- Barara Location within Haryana Barara Location within India
- Coordinates: ko30°12′49″N 77°02′20″E﻿ / ﻿30.21349°N 77.03877°E
- Country: India
- State: Haryana
- District: Ambala
- Time zone: UTC+5:30
- STD: 01731

= Barara =

Barara is a city municipality and sub-district tehsil and development block in the Ambala district of the Indian state of Haryana.

== Geography ==
It is located 25 km from Ambala via railway and 40 km via bus.

== Education ==
Maharishi Markandeshwar University, Mullana is 3 km from Barara.

Rcc Institute of Computer Education, Barara .

== History==
Barara was established before the colonial period.It was established by the Rana Har Rai Chauhan, a Chauhan rajpute originally from Neemrana, who had relocated to Barara from Jundla. A king of Himachal Pradesh helped develop Barara.

== Culture ==
Tajendar Singh Chouhan is in the Limca Book of Records for making the world's tallest Ravana effigy.

Barara is famous for its Dushehra mela. The world's tallest effigy of Ravan is burnt at Barara every year on the day of Dushehra. In 2016, the height of the Ravan reached 210 feet.

Barara is known for watermelon, called 'Barara di Khanda'. 'Khanda' or 'Khandsari' means sugar.

Maa Balasundri temple and Maharishi Markandeshwar temple (which is also in Tandwal, Barara) are situated nearby. Mullana is famous for education and health sectors.

Goga Jaharveer Temple is situated in Village Kambassi and is famous for the big fair on the occasion of Goga Navmi.

==Transport==
Barara is connected by train and bus to Ambala, Jagadhri, Saharanpur, Ludhiana and Delhi.

Bus service reaches Ambala, Yamunanagar, Chandigarh, Kurukshetra and Delhi.

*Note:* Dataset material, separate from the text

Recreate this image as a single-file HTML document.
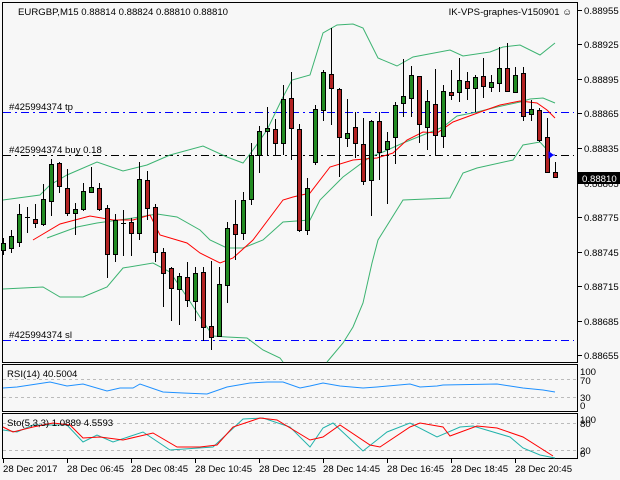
<!DOCTYPE html>
<html><head><meta charset="utf-8"><style>
html,body{margin:0;padding:0;background:#f7f7f7;}
svg{display:block;font-family:"Liberation Sans",sans-serif;font-size:9.6px;}
</style></head><body>
<svg width="620" height="480" viewBox="0 0 620 480" xmlns="http://www.w3.org/2000/svg">
<rect width="620" height="480" fill="#f7f7f7"/>
<g fill="none" stroke="#000" stroke-width="1">
<rect x="2.5" y="2.5" width="575" height="360"/>
<rect x="2.5" y="364.5" width="575" height="47"/>
<rect x="2.5" y="413.5" width="575" height="45"/>
</g>
<g stroke="#000">
<line x1="578" y1="10.5" x2="582" y2="10.5"/><line x1="578" y1="44.5" x2="582" y2="44.5"/><line x1="578" y1="79.5" x2="582" y2="79.5"/><line x1="578" y1="113.5" x2="582" y2="113.5"/><line x1="578" y1="148.5" x2="582" y2="148.5"/><line x1="578" y1="217.5" x2="582" y2="217.5"/><line x1="578" y1="252.5" x2="582" y2="252.5"/><line x1="578" y1="286.5" x2="582" y2="286.5"/><line x1="578" y1="321.5" x2="582" y2="321.5"/><line x1="578" y1="355.5" x2="582" y2="355.5"/>
<line x1="3.5" y1="459" x2="3.5" y2="463"/><line x1="67.5" y1="459" x2="67.5" y2="463"/><line x1="131.5" y1="459" x2="131.5" y2="463"/><line x1="195.5" y1="459" x2="195.5" y2="463"/><line x1="259.5" y1="459" x2="259.5" y2="463"/><line x1="323.5" y1="459" x2="323.5" y2="463"/><line x1="387.5" y1="459" x2="387.5" y2="463"/><line x1="451.5" y1="459" x2="451.5" y2="463"/><line x1="515.5" y1="459" x2="515.5" y2="463"/>
</g>
<g fill="#000">
<text x="584" y="14">0.88955</text><text x="584" y="48">0.88925</text><text x="584" y="83">0.88895</text><text x="584" y="117">0.88865</text><text x="584" y="152">0.88835</text><text x="584" y="187">0.88805</text><text x="584" y="221">0.88775</text><text x="584" y="256">0.88745</text><text x="584" y="290">0.88715</text><text x="584" y="325">0.88685</text><text x="584" y="359">0.88655</text>
</g>
<rect x="578" y="172" width="42" height="12" fill="#000"/>
<text x="582" y="182" fill="#fff">0.88810</text>
<g fill="#000">
<text x="3" y="472">28 Dec 2017</text><text x="67" y="472">28 Dec 06:45</text><text x="131" y="472">28 Dec 08:45</text><text x="195" y="472">28 Dec 10:45</text><text x="259" y="472">28 Dec 12:45</text><text x="323" y="472">28 Dec 14:45</text><text x="387" y="472">28 Dec 16:45</text><text x="451" y="472">28 Dec 18:45</text><text x="515" y="472">28 Dec 20:45</text>
</g>
<g fill="none" stroke-width="1" stroke-dasharray="8,4,2,4">
<line x1="3" y1="112.5" x2="574" y2="112.5" stroke="#0000ff"/>
<line x1="3" y1="155.5" x2="574" y2="155.5" stroke="#000"/>
<line x1="3" y1="340.5" x2="574" y2="340.5" stroke="#0000ff"/>
</g>
<g fill="#000">
<text x="9" y="110">#425994374 tp</text>
<text x="9" y="153">#425994374 buy 0.18</text>
<text x="9" y="338">#425994374 sl</text>
<text x="18" y="15">EURGBP,M15  0.88814 0.88824 0.88810 0.88810</text>
<text x="572" y="15" text-anchor="end">IK-VPS-graphes-V150901 ☺</text>
</g>
<g fill="none" stroke="#3cb371" stroke-width="1">
<polyline points="3,200 40,195 50,185 67,175 97,162 123,171 147,165 170,155 203,146 227,157 243,163 253,150 267,130 283,97 292,80 310,75 323,33 337,25 353,24 363,28 378,58 397,66 413,57 450,50 463,56 490,52 503,47 520,45 540,55 555,43"/>
<polyline points="47,238 77,227 97,223 133,218 157,214 177,217 200,230 210,240 227,248 243,248 263,240 283,222 310,220 320,200 343,177 370,157 383,152 403,143 443,127 457,116 477,112 497,107 520,102 530,99 543,98 555,103"/>
<polyline points="3,289 43,287 60,297 83,297 107,287 123,268 153,263 170,272 187,297 200,317 213,336 227,337 247,338 263,350 280,358 283,362"/>
<polyline points="327,362 343,343 353,327 363,303 372,263 378,240 403,200 450,198 463,173 477,168 513,160 523,145 540,142 550,153"/>
</g>
<polyline fill="none" stroke="#ff0000" points="33,240 60,224 90,216 113,220 133,220 150,215 160,235 187,243 200,253 220,263 233,258 253,240 283,200 293,197 310,193 330,167 353,160 377,158 393,153 407,140 423,132 437,133 453,122 483,111 500,105 520,101 537,103 547,110 555,118"/>
<g stroke="#000" stroke-width="1">
<line x1="3.5" y1="238" x2="3.5" y2="255"/><line x1="11.5" y1="230" x2="11.5" y2="253"/><line x1="19.5" y1="204" x2="19.5" y2="247"/><line x1="27.5" y1="207" x2="27.5" y2="233"/><line x1="35.5" y1="204" x2="35.5" y2="228"/><line x1="43.5" y1="184" x2="43.5" y2="226"/><line x1="51.5" y1="159" x2="51.5" y2="216"/><line x1="59.5" y1="162" x2="59.5" y2="193"/><line x1="67.5" y1="169" x2="67.5" y2="216"/><line x1="75.5" y1="203" x2="75.5" y2="235"/><line x1="83.5" y1="183" x2="83.5" y2="211"/><line x1="91.5" y1="167" x2="91.5" y2="193"/><line x1="99.5" y1="183" x2="99.5" y2="211"/><line x1="107.5" y1="205" x2="107.5" y2="278"/><line x1="115.5" y1="214" x2="115.5" y2="262"/><line x1="123.5" y1="210" x2="123.5" y2="256"/><line x1="131.5" y1="218" x2="131.5" y2="256"/><line x1="139.5" y1="162" x2="139.5" y2="240"/><line x1="147.5" y1="171" x2="147.5" y2="220"/><line x1="155.5" y1="204" x2="155.5" y2="262"/><line x1="163.5" y1="248" x2="163.5" y2="307"/><line x1="171.5" y1="267" x2="171.5" y2="321"/><line x1="179.5" y1="273" x2="179.5" y2="325"/><line x1="187.5" y1="262" x2="187.5" y2="307"/><line x1="195.5" y1="267" x2="195.5" y2="321"/><line x1="203.5" y1="267" x2="203.5" y2="341"/><line x1="211.5" y1="261" x2="211.5" y2="350"/><line x1="219.5" y1="267" x2="219.5" y2="336"/><line x1="227.5" y1="222" x2="227.5" y2="303"/><line x1="235.5" y1="200" x2="235.5" y2="260"/><line x1="243.5" y1="192" x2="243.5" y2="240"/><line x1="251.5" y1="143" x2="251.5" y2="205"/><line x1="259.5" y1="126" x2="259.5" y2="173"/><line x1="267.5" y1="107" x2="267.5" y2="155"/><line x1="275.5" y1="119" x2="275.5" y2="155"/><line x1="283.5" y1="85" x2="283.5" y2="155"/><line x1="291.5" y1="72" x2="291.5" y2="160"/><line x1="299.5" y1="124" x2="299.5" y2="232"/><line x1="307.5" y1="178" x2="307.5" y2="235"/><line x1="315.5" y1="105" x2="315.5" y2="165"/><line x1="323.5" y1="70" x2="323.5" y2="121"/><line x1="331.5" y1="28" x2="331.5" y2="125"/><line x1="339.5" y1="88" x2="339.5" y2="177"/><line x1="347.5" y1="99" x2="347.5" y2="147"/><line x1="355.5" y1="112" x2="355.5" y2="158"/><line x1="363.5" y1="118" x2="363.5" y2="185"/><line x1="371.5" y1="120" x2="371.5" y2="216"/><line x1="379.5" y1="112" x2="379.5" y2="180"/><line x1="387.5" y1="132" x2="387.5" y2="204"/><line x1="395.5" y1="102" x2="395.5" y2="164"/><line x1="403.5" y1="59" x2="403.5" y2="117"/><line x1="411.5" y1="66" x2="411.5" y2="117"/><line x1="419.5" y1="76" x2="419.5" y2="143"/><line x1="427.5" y1="90" x2="427.5" y2="150"/><line x1="435.5" y1="69" x2="435.5" y2="155"/><line x1="443.5" y1="85" x2="443.5" y2="148"/><line x1="451.5" y1="70" x2="451.5" y2="100"/><line x1="459.5" y1="58" x2="459.5" y2="102"/><line x1="467.5" y1="72" x2="467.5" y2="100"/><line x1="475.5" y1="75" x2="475.5" y2="112"/><line x1="483.5" y1="58" x2="483.5" y2="98"/><line x1="491.5" y1="75" x2="491.5" y2="92"/><line x1="499.5" y1="47" x2="499.5" y2="92"/><line x1="507.5" y1="43" x2="507.5" y2="91"/><line x1="515.5" y1="67" x2="515.5" y2="92"/><line x1="523.5" y1="67" x2="523.5" y2="121"/><line x1="531.5" y1="100" x2="531.5" y2="121"/><line x1="539.5" y1="108" x2="539.5" y2="142"/><line x1="547.5" y1="118" x2="547.5" y2="173"/><line x1="555.5" y1="162" x2="555.5" y2="177"/>
<line x1="25" y1="217.5" x2="30" y2="217.5"/><line x1="121" y1="223.5" x2="126" y2="223.5"/>
</g>
<g stroke="#000" stroke-width="1" fill="#228b22">
<rect x="1.5" y="243.5" width="4" height="7"/><rect x="9.5" y="236.5" width="4" height="12"/><rect x="17.5" y="214.5" width="4" height="28"/><rect x="41.5" y="199.5" width="4" height="25"/><rect x="49.5" y="164.5" width="4" height="37"/><rect x="73.5" y="209.5" width="4" height="4"/><rect x="81.5" y="191.5" width="4" height="18"/><rect x="89.5" y="187.5" width="4" height="5"/><rect x="113.5" y="220.5" width="4" height="34"/><rect x="137.5" y="179.5" width="4" height="54"/><rect x="177.5" y="276.5" width="4" height="13"/><rect x="193.5" y="273.5" width="4" height="28"/><rect x="217.5" y="284.5" width="4" height="52"/><rect x="225.5" y="228.5" width="4" height="57"/><rect x="241.5" y="200.5" width="4" height="33"/><rect x="249.5" y="155.5" width="4" height="44"/><rect x="257.5" y="131.5" width="4" height="24"/><rect x="265.5" y="128.5" width="4" height="3"/><rect x="281.5" y="99.5" width="4" height="44"/><rect x="305.5" y="188.5" width="4" height="42"/><rect x="313.5" y="109.5" width="4" height="53"/><rect x="321.5" y="72.5" width="4" height="38"/><rect x="345.5" y="133.5" width="4" height="5"/><rect x="369.5" y="121.5" width="4" height="59"/><rect x="385.5" y="141.5" width="4" height="8"/><rect x="393.5" y="105.5" width="4" height="32"/><rect x="401.5" y="96.5" width="4" height="7"/><rect x="409.5" y="75.5" width="4" height="23"/><rect x="425.5" y="101.5" width="4" height="26"/><rect x="441.5" y="91.5" width="4" height="45"/><rect x="457.5" y="80.5" width="4" height="12"/><rect x="473.5" y="77.5" width="4" height="11"/><rect x="489.5" y="82.5" width="4" height="5"/><rect x="497.5" y="68.5" width="4" height="15"/><rect x="513.5" y="75.5" width="4" height="17"/><rect x="529.5" y="109.5" width="4" height="5"/>
</g>
<g stroke="#000" stroke-width="1" fill="#b22222">
<rect x="33.5" y="219.5" width="4" height="4"/><rect x="57.5" y="163.5" width="4" height="23"/><rect x="65.5" y="188.5" width="4" height="25"/><rect x="97.5" y="188.5" width="4" height="21"/><rect x="105.5" y="208.5" width="4" height="46"/><rect x="129.5" y="222.5" width="4" height="11"/><rect x="145.5" y="180.5" width="4" height="28"/><rect x="153.5" y="207.5" width="4" height="45"/><rect x="161.5" y="252.5" width="4" height="21"/><rect x="169.5" y="268.5" width="4" height="20"/><rect x="185.5" y="277.5" width="4" height="23"/><rect x="201.5" y="272.5" width="4" height="55"/><rect x="209.5" y="326.5" width="4" height="11"/><rect x="233.5" y="224.5" width="4" height="10"/><rect x="273.5" y="129.5" width="4" height="14"/><rect x="289.5" y="98.5" width="4" height="30"/><rect x="297.5" y="129.5" width="4" height="101"/><rect x="329.5" y="74.5" width="4" height="14"/><rect x="337.5" y="89.5" width="4" height="48"/><rect x="353.5" y="127.5" width="4" height="16"/><rect x="361.5" y="144.5" width="4" height="37"/><rect x="377.5" y="121.5" width="4" height="31"/><rect x="417.5" y="76.5" width="4" height="48"/><rect x="433.5" y="104.5" width="4" height="31"/><rect x="449.5" y="92.5" width="4" height="3"/><rect x="465.5" y="81.5" width="4" height="7"/><rect x="481.5" y="76.5" width="4" height="10"/><rect x="505.5" y="68.5" width="4" height="23"/><rect x="521.5" y="73.5" width="4" height="43"/><rect x="537.5" y="110.5" width="4" height="30"/><rect x="545.5" y="137.5" width="4" height="35"/><rect x="553.5" y="172.5" width="4" height="5"/>
</g>
<path d="M549,152 l4,3 l-4,3 z M551,155 h4" fill="#0000ff" stroke="#0000ff"/>
<g stroke="#bbb" stroke-dasharray="3,3"><line x1="3" y1="379.5" x2="577" y2="379.5"/><line x1="3" y1="397.5" x2="577" y2="397.5"/><line x1="3" y1="423.5" x2="577" y2="423.5"/><line x1="3" y1="450.5" x2="577" y2="450.5"/></g>
<text x="7" y="377" fill="#000">RSI(14) 40.5004</text>
<polyline fill="none" stroke="#1e90ff" points="3,388 17,387 50,382 67,386 83,384 107,391 120,388 133,388 140,384 163,392 183,393 207,394 227,387 250,383 267,382 283,382 300,388 310,386 323,383 340,386 363,388 377,387 410,384 420,387 437,386 443,385 497,384 510,386 523,388 543,390 555,392"/>
<g fill="#000"><text x="580" y="375">100</text><text x="580" y="384">70</text><text x="580" y="401">30</text><text x="580" y="409">0</text></g>
<polyline fill="none" stroke="#20b2aa" points="3,430 17,432 33,425 67,425 83,442 97,435 113,442 143,432 170,450 213,447 243,419 263,418 290,427 310,447 323,428 333,423 363,451 387,432 410,423 437,437 460,427 473,426 510,437 523,448 540,455 555,458"/>
<polyline fill="none" stroke="#ff0000" points="3,427 13,432 33,427 53,423 70,425 83,438 100,437 123,440 153,433 177,447 200,447 217,445 233,427 260,418 277,420 310,440 323,437 340,425 370,445 380,447 410,427 420,423 443,427 450,436 477,426 497,428 523,437 553,456"/>
<text x="7" y="426" fill="#000">Sto(5,3,3) 1.0889 4.5593</text>
<g fill="#000"><text x="580" y="423">100</text><text x="580" y="427">80</text><text x="580" y="454">20</text><text x="580" y="457">0</text></g>
</svg>
</body></html>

Private transport is connected to all nearby states, such as Delhi, UP, Uttrakhand, Punjab and Himachal Pradesh.

The railway station of Barara is antique.

==Economy==
Banks such as SBI, ICICI, PNB, Axis, Sarva Gramin Bank, Punjab Sindh Bank, SBP, Central Bank of India, HDFC, and Canara are present.

==Demographics==
Along with the native Haryanvis, Barara has a large population of Brahmans, Rajput and Punjabis. Immigrant populations include Nigerians and Iraqis, mostly for study.

Hindi, Haryanvi, Punjabi, and English are common languages.